KUALA LUMPUR: Malaysian palm oil futures closed marginally up on Tuesday, reversing early losses on bargain buying, but gains were capped by worries of a disruption to export shipments in case of an escalation in Middle East tensions.
The benchmark palm oil contract for March delivery on the Bursa Malaysia Derivatives Exchange closed up 5 ringgit, or 0.2 per cent, at 3,047 ringgit ($744.81). Palm oil had traded down for two straight sessions, easing from a near three-year high of 3,149 ringgit hit on Friday.

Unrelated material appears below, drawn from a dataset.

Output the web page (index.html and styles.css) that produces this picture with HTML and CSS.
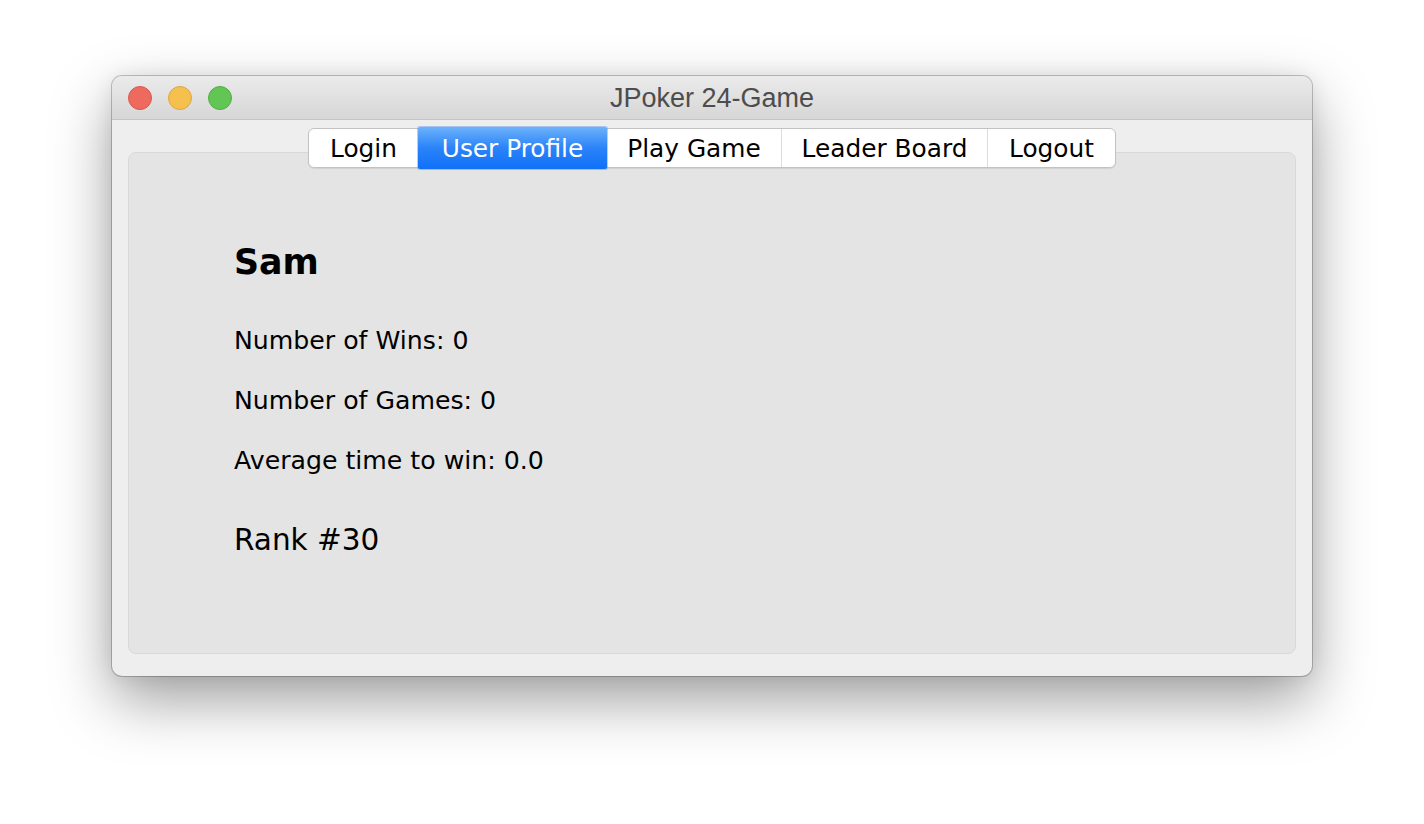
FILE: index.html
```html
<!DOCTYPE html>
<html>
<head>
<meta charset="utf-8">
<title>JPoker 24-Game</title>
<link rel="stylesheet" href="styles.css">
</head>
<body>
<div class="window">
  <div class="titlebar">
    <div class="lights">
      <span class="light red"></span>
      <span class="light yellow"></span>
      <span class="light green"></span>
    </div>
    <div class="title">JPoker 24-Game</div>
  </div>
  <div class="content">
    <div class="tabs">
      <div class="tab t-login">Login</div>
      <div class="tab t-profile active">User Profile</div>
      <div class="tab t-play">Play Game</div>
      <div class="tab t-leader">Leader Board</div>
      <div class="tab t-logout">Logout</div>
    </div>
    <div class="panel">
      <div class="name">Sam</div>
      <div class="stat">Number of Wins: 0</div>
      <div class="stat">Number of Games: 0</div>
      <div class="stat">Average time to win: 0.0</div>
      <div class="rank">Rank #30</div>
    </div>
  </div>
</div>
</body>
</html>
```
FILE: styles.css
```css
html, body {
  margin: 0;
  padding: 0;
  background: #ffffff;
}
body {
  width: 1424px;
  height: 824px;
  padding: 76px 0 0 112px;
  box-sizing: border-box;
  font-family: "DejaVu Sans", "Liberation Sans", sans-serif;
  overflow: hidden;
}
.window {
  width: 1200px;
  height: 600px;
  border-radius: 10px;
  background: #eeeeee;
  box-shadow: 0 0 0 1px rgba(0,0,0,0.22), 0 24px 60px rgba(0,0,0,0.38), 0 0 20px rgba(0,0,0,0.08);
  display: flex;
  flex-direction: column;
  overflow: hidden;
}
.titlebar {
  height: 43px;
  border-bottom: 1px solid #c4c4c4;
  background: linear-gradient(#ebebeb, #d6d6d6);
  display: flex;
  align-items: center;
  position: relative;
  flex-shrink: 0;
}
.lights {
  display: flex;
  gap: 16px;
  padding-left: 16px;
}
.light {
  width: 24px;
  height: 24px;
  border-radius: 50%;
  box-sizing: border-box;
}
.red { background: #ee6a5f; border: 1px solid #d6584e; }
.yellow { background: #f6c04f; border: 1px solid #dda73e; }
.green { background: #62c655; border: 1px solid #52ad46; }
.title {
  position: absolute;
  left: 0;
  right: 0;
  top: 0;
  bottom: 0;
  display: flex;
  align-items: center;
  justify-content: center;
  font-family: "Liberation Sans", Arial, sans-serif;
  font-size: 27px;
  color: #4d4d4d;
  padding-top: 2px;
}
.content {
  flex: 1;
  padding: 8px 16px 22px;
  display: flex;
  flex-direction: column;
}
.tabs {
  align-self: center;
  display: flex;
  height: 40px;
  box-sizing: border-box;
  border: 1px solid #c2c2c2;
  border-radius: 6px;
  background: #ffffff;
  position: relative;
  z-index: 1;
  box-shadow: 0 1px 1px rgba(0,0,0,0.08);
}
.tab {
  display: flex;
  align-items: center;
  justify-content: center;
  font-size: 24.8px;
  color: #000;
  border-left: 1px solid #dcdcdc;
  box-sizing: border-box;
  padding-top: 1px;
}
.tab:first-child { border-left: none; border-radius: 6px 0 0 6px; }
.tab:last-child { border-radius: 0 6px 6px 0; }
.t-login { width: 109px; }
.t-profile { width: 189px; }
.t-play { width: 174px; }
.t-leader { width: 206px; }
.t-logout { width: 128px; }
.tab.active {
  background: linear-gradient(#6db2fb, #2a83f9 50%, #1070f8);
  color: #ffffff;
  border-left: none;
  margin: -2px 0;
  border-radius: 2px;
  box-shadow: 0 0 0 1px rgba(40,120,240,0.35);
}
.tab.active + .tab { border-left: none; }
.panel {
  flex: 1;
  margin-top: -16px;
  background: #e4e4e4;
  border: 1px solid #d8d8d8;
  border-radius: 8px;
  padding: 89px 0 0 105px;
  display: flex;
  flex-direction: column;
  align-items: flex-start;
}
.name {
  font-weight: bold;
  font-size: 34.8px;
  line-height: 40px;
  height: 40px;
  margin-bottom: 29px;
}
.stat {
  font-size: 25.2px;
  line-height: 60px;
  height: 60px;
}
.rank {
  margin-top: 29px;
  font-size: 29.5px;
  line-height: 40px;
  height: 40px;
}
```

“Lower Dalian and higher ringgit kept the market depressed at opening, but a rebound in the equity markets from bargain buying helped reverse losses,” said Sathia Varqa, owner and co-founder of Singapore-based Palm Oil Analytics.
Tensions between the United States and Iran have weighed on equity markets and some commodity markets in Malaysia. The markets remain nervous as a war in the Middle East could disrupt shipment routes and drive up freight charges, traders said.
Losses were limited by forecasts of lower stockpiles and production in December. Malaysia’s palm oil stockpiles likely fell 8.5pc from November to 2.06 million tonnes, the lowest in 27 months, a Reuters survey showed on Sunday.